Below is some material; set it all down exactly, apart from the pictures.

GIVEN DATA ::
• • • •

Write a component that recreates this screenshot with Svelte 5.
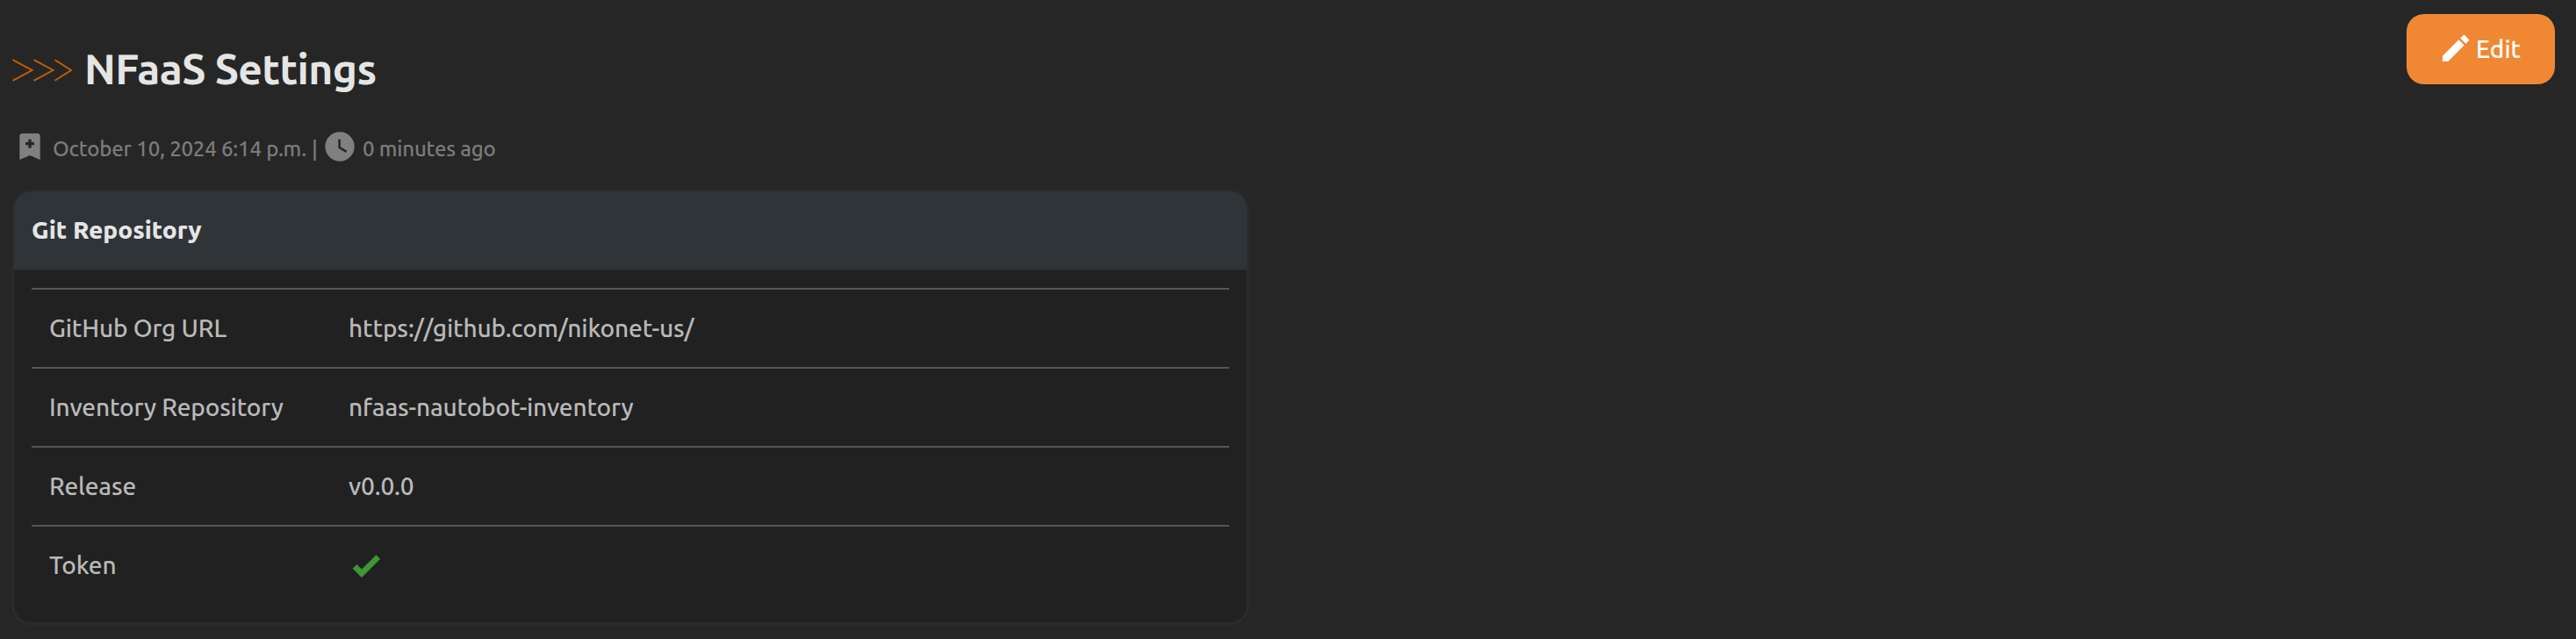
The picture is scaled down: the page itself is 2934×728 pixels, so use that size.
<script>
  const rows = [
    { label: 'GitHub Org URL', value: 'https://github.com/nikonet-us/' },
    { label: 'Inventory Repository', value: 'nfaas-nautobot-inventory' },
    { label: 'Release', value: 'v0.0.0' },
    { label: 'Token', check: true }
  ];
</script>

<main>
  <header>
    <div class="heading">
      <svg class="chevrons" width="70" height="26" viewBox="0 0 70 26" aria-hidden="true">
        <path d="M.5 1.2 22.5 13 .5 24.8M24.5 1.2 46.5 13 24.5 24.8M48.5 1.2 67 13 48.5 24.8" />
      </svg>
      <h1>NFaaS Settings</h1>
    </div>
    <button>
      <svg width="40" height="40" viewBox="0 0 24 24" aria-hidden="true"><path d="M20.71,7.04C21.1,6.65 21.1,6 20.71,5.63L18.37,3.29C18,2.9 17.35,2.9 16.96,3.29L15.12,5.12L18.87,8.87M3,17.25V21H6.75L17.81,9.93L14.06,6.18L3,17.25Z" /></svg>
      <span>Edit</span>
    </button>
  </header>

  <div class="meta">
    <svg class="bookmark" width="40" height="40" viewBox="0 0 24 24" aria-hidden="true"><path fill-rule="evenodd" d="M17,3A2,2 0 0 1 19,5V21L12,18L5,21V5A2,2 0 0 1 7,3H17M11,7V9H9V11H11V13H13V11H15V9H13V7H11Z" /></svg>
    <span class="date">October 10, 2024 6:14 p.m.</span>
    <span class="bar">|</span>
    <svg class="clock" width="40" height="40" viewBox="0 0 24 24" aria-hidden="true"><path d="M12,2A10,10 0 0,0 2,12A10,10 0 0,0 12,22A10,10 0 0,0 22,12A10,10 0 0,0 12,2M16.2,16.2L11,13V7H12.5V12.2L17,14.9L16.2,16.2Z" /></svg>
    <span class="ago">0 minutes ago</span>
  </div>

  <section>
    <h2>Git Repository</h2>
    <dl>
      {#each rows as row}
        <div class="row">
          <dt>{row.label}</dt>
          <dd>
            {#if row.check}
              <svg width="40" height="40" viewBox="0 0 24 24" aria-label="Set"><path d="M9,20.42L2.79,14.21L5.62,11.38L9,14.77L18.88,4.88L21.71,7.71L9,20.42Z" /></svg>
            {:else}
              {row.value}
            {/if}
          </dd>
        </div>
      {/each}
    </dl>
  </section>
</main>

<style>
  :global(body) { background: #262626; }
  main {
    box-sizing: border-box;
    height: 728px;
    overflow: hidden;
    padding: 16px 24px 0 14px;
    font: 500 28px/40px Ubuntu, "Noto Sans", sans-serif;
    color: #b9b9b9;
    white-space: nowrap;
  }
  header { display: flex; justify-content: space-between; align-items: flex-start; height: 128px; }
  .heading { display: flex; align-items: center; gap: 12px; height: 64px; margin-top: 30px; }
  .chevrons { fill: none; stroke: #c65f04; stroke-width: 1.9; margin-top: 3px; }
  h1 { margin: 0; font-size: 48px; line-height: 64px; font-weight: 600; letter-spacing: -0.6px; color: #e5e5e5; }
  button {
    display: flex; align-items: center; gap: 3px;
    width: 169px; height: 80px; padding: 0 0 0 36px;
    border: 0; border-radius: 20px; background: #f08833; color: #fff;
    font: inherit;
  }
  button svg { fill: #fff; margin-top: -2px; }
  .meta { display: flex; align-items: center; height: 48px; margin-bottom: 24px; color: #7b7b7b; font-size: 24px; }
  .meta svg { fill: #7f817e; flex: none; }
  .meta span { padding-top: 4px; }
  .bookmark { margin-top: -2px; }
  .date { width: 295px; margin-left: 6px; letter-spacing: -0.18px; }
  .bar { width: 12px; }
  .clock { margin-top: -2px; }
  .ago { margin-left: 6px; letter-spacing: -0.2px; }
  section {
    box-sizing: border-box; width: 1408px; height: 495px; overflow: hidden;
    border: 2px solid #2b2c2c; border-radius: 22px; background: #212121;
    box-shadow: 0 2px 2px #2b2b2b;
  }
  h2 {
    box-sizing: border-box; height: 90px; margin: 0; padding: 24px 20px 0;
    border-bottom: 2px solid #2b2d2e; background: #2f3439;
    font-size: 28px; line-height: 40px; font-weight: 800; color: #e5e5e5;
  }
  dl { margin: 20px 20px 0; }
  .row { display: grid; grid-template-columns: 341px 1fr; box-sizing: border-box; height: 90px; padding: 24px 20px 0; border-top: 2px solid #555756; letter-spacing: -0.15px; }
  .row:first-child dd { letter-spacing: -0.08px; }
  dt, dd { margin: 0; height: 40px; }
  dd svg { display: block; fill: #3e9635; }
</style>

• • • •

EXPECTED ANSWER ::
Write a component that recreates this screenshot with Svelte 5.
The picture is scaled down: the page itself is 2934×728 pixels, so use that size.
<script>
  const rows = [
    { label: 'GitHub Org URL', value: 'https://github.com/nikonet-us/' },
    { label: 'Inventory Repository', value: 'nfaas-nautobot-inventory' },
    { label: 'Release', value: 'v0.0.0' },
    { label: 'Token', check: true }
  ];
</script>

<main>
  <header>
    <div class="heading">
      <svg class="chevrons" width="70" height="26" viewBox="0 0 70 26" aria-hidden="true">
        <path d="M.5 1.2 22.5 13 .5 24.8M24.5 1.2 46.5 13 24.5 24.8M48.5 1.2 67 13 48.5 24.8" />
      </svg>
      <h1>NFaaS Settings</h1>
    </div>
    <button>
      <svg width="40" height="40" viewBox="0 0 24 24" aria-hidden="true"><path d="M20.71,7.04C21.1,6.65 21.1,6 20.71,5.63L18.37,3.29C18,2.9 17.35,2.9 16.96,3.29L15.12,5.12L18.87,8.87M3,17.25V21H6.75L17.81,9.93L14.06,6.18L3,17.25Z" /></svg>
      <span>Edit</span>
    </button>
  </header>

  <div class="meta">
    <svg class="bookmark" width="40" height="40" viewBox="0 0 24 24" aria-hidden="true"><path fill-rule="evenodd" d="M17,3A2,2 0 0 1 19,5V21L12,18L5,21V5A2,2 0 0 1 7,3H17M11,7V9H9V11H11V13H13V11H15V9H13V7H11Z" /></svg>
    <span class="date">October 10, 2024 6:14 p.m.</span>
    <span class="bar">|</span>
    <svg class="clock" width="40" height="40" viewBox="0 0 24 24" aria-hidden="true"><path d="M12,2A10,10 0 0,0 2,12A10,10 0 0,0 12,22A10,10 0 0,0 22,12A10,10 0 0,0 12,2M16.2,16.2L11,13V7H12.5V12.2L17,14.9L16.2,16.2Z" /></svg>
    <span class="ago">0 minutes ago</span>
  </div>

  <section>
    <h2>Git Repository</h2>
    <dl>
      {#each rows as row}
        <div class="row">
          <dt>{row.label}</dt>
          <dd>
            {#if row.check}
              <svg width="40" height="40" viewBox="0 0 24 24" aria-label="Set"><path d="M9,20.42L2.79,14.21L5.62,11.38L9,14.77L18.88,4.88L21.71,7.71L9,20.42Z" /></svg>
            {:else}
              {row.value}
            {/if}
          </dd>
        </div>
      {/each}
    </dl>
  </section>
</main>

<style>
  :global(body) { background: #262626; }
  main {
    box-sizing: border-box;
    height: 728px;
    overflow: hidden;
    padding: 16px 24px 0 14px;
    font: 500 28px/40px Ubuntu, "Noto Sans", sans-serif;
    color: #b9b9b9;
    white-space: nowrap;
  }
  header { display: flex; justify-content: space-between; align-items: flex-start; height: 128px; }
  .heading { display: flex; align-items: center; gap: 12px; height: 64px; margin-top: 30px; }
  .chevrons { fill: none; stroke: #c65f04; stroke-width: 1.9; margin-top: 3px; }
  h1 { margin: 0; font-size: 48px; line-height: 64px; font-weight: 600; letter-spacing: -0.6px; color: #e5e5e5; }
  button {
    display: flex; align-items: center; gap: 3px;
    width: 169px; height: 80px; padding: 0 0 0 36px;
    border: 0; border-radius: 20px; background: #f08833; color: #fff;
    font: inherit;
  }
  button svg { fill: #fff; margin-top: -2px; }
  .meta { display: flex; align-items: center; height: 48px; margin-bottom: 24px; color: #7b7b7b; font-size: 24px; }
  .meta svg { fill: #7f817e; flex: none; }
  .meta span { padding-top: 4px; }
  .bookmark { margin-top: -2px; }
  .date { width: 295px; margin-left: 6px; letter-spacing: -0.18px; }
  .bar { width: 12px; }
  .clock { margin-top: -2px; }
  .ago { margin-left: 6px; letter-spacing: -0.2px; }
  section {
    box-sizing: border-box; width: 1408px; height: 495px; overflow: hidden;
    border: 2px solid #2b2c2c; border-radius: 22px; background: #212121;
    box-shadow: 0 2px 2px #2b2b2b;
  }
  h2 {
    box-sizing: border-box; height: 90px; margin: 0; padding: 24px 20px 0;
    border-bottom: 2px solid #2b2d2e; background: #2f3439;
    font-size: 28px; line-height: 40px; font-weight: 800; color: #e5e5e5;
  }
  dl { margin: 20px 20px 0; }
  .row { display: grid; grid-template-columns: 341px 1fr; box-sizing: border-box; height: 90px; padding: 24px 20px 0; border-top: 2px solid #555756; letter-spacing: -0.15px; }
  .row:first-child dd { letter-spacing: -0.08px; }
  dt, dd { margin: 0; height: 40px; }
  dd svg { display: block; fill: #3e9635; }
</style>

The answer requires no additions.